DATASET SECTION

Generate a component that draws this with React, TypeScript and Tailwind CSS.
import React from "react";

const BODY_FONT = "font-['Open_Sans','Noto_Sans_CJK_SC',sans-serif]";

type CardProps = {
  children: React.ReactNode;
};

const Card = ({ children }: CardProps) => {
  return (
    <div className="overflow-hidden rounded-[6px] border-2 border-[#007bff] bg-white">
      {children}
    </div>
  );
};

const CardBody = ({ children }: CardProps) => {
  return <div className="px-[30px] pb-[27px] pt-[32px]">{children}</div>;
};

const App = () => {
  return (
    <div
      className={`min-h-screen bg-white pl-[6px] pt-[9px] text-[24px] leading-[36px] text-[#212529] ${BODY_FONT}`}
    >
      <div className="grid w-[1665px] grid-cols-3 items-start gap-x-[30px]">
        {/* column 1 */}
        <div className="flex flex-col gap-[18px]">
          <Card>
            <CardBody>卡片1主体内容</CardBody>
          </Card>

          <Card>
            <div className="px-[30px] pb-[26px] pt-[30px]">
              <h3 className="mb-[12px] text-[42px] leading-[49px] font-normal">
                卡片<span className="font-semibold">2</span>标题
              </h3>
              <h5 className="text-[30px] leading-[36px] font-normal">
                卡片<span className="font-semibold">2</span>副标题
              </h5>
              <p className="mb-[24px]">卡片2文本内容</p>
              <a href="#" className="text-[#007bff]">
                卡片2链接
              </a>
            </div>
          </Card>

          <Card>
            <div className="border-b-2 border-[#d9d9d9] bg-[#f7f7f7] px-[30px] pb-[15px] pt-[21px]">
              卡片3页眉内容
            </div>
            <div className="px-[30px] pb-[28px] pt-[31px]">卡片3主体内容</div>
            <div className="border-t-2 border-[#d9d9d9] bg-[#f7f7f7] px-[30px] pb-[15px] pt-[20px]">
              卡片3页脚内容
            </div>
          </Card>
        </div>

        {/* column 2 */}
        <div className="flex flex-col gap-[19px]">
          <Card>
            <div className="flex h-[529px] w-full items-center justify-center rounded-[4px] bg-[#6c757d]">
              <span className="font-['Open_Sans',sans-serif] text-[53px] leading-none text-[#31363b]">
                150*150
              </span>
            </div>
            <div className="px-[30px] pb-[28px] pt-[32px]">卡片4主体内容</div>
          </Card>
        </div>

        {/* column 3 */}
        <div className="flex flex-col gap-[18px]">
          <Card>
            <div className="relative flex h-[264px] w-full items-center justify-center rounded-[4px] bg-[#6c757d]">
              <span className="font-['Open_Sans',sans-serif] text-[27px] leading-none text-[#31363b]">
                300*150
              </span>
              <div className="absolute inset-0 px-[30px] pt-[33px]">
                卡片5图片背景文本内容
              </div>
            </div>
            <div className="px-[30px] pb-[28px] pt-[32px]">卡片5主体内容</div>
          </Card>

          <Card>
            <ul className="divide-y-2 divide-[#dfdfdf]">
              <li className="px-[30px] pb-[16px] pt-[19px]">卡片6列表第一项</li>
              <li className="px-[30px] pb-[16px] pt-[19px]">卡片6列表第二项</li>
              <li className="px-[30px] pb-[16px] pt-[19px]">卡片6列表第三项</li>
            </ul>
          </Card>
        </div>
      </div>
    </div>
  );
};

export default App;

GIVEN REQUEST
Copy each line that holds the word "React".

OUTPUT OF THE EXERCISE
Generate a component that draws this with React, TypeScript and Tailwind CSS.
import React from "react";
  children: React.ReactNode;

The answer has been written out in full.